··· Dataset content

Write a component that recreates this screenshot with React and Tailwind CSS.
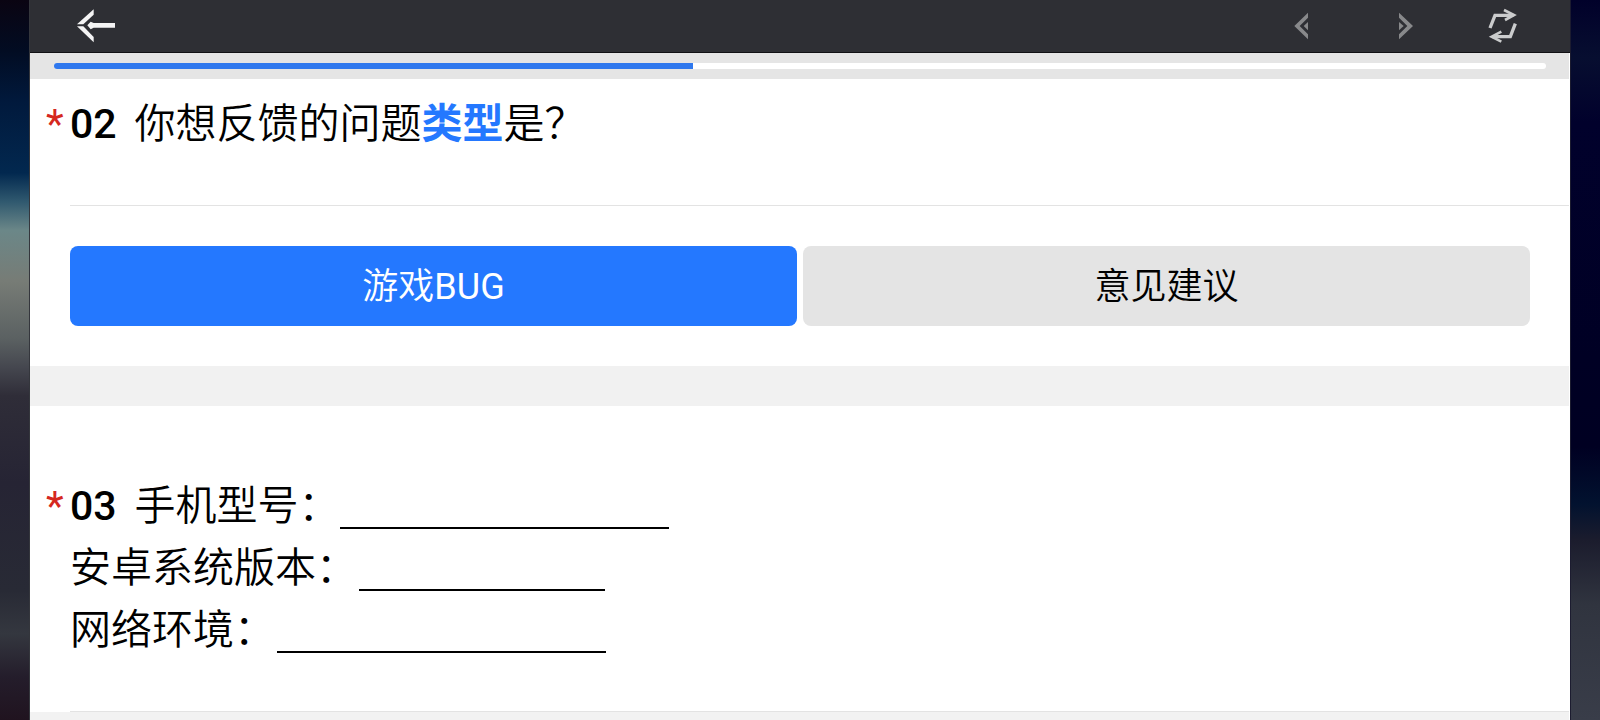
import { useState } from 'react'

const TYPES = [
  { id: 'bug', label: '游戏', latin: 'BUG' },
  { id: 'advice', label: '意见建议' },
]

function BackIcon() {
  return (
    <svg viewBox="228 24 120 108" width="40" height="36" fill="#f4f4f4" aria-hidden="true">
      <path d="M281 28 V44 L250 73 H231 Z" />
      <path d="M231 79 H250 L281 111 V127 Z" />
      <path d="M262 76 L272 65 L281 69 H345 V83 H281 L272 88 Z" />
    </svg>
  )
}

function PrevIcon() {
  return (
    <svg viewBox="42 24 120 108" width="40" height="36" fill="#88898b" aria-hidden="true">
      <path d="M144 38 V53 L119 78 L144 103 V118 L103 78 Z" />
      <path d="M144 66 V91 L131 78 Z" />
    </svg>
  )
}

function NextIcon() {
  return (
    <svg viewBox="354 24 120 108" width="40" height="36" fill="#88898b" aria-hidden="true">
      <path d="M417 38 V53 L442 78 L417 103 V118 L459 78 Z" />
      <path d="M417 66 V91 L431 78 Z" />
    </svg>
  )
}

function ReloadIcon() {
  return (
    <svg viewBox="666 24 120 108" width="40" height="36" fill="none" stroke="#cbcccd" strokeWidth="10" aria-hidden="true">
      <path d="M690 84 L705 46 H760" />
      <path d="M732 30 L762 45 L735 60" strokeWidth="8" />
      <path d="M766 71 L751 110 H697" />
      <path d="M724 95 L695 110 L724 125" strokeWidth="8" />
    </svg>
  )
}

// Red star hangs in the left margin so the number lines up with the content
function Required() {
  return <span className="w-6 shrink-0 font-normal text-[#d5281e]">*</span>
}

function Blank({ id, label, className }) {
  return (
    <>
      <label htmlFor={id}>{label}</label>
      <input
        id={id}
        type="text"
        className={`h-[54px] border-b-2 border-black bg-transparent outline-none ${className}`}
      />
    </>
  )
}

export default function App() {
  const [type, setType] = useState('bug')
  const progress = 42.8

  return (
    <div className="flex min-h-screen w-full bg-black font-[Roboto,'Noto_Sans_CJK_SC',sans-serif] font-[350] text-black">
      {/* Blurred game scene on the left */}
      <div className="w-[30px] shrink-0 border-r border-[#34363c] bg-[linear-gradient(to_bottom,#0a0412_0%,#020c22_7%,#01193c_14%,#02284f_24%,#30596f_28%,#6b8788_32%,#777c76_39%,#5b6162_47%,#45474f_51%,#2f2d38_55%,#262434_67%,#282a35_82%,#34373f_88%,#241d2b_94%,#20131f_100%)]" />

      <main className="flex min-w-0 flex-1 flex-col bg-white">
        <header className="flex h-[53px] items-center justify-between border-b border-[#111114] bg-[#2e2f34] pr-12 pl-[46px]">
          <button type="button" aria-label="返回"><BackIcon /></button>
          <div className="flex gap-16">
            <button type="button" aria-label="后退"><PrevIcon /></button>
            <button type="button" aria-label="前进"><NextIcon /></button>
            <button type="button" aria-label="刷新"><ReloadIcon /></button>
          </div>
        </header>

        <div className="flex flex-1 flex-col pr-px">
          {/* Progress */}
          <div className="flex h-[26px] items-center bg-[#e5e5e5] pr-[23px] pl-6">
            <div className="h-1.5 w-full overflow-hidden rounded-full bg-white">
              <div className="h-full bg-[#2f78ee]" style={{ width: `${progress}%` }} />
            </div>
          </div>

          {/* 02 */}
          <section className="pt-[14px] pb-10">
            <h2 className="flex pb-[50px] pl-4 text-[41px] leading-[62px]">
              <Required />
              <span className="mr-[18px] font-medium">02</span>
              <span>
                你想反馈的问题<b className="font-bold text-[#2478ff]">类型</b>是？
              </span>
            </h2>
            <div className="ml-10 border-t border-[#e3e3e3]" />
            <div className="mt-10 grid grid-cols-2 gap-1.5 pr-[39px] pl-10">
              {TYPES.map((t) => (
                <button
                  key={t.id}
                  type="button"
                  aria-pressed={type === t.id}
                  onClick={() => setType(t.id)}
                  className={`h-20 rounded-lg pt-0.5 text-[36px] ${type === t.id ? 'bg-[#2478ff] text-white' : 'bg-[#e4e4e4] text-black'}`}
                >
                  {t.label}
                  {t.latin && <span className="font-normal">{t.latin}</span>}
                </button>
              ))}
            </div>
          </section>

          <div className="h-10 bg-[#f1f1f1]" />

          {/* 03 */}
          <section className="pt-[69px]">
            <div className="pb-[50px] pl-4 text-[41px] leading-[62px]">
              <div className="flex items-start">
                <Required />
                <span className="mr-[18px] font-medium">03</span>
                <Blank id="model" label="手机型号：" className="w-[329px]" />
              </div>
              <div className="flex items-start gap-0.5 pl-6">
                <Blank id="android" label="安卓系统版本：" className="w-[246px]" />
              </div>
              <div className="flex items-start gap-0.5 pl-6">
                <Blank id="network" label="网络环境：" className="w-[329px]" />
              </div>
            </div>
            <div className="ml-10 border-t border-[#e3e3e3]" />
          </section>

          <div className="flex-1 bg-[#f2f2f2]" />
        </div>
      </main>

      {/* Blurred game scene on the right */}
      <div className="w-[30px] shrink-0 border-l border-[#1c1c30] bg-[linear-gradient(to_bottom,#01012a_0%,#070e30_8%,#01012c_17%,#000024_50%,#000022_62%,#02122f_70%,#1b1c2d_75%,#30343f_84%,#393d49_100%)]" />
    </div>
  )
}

······

> _What to work on_:
Copy each line of the listing that holds the word "with".

> _Answer_:
Write a component that recreates this screenshot with React and Tailwind CSS.
// Red star hangs in the left margin so the number lines up with the content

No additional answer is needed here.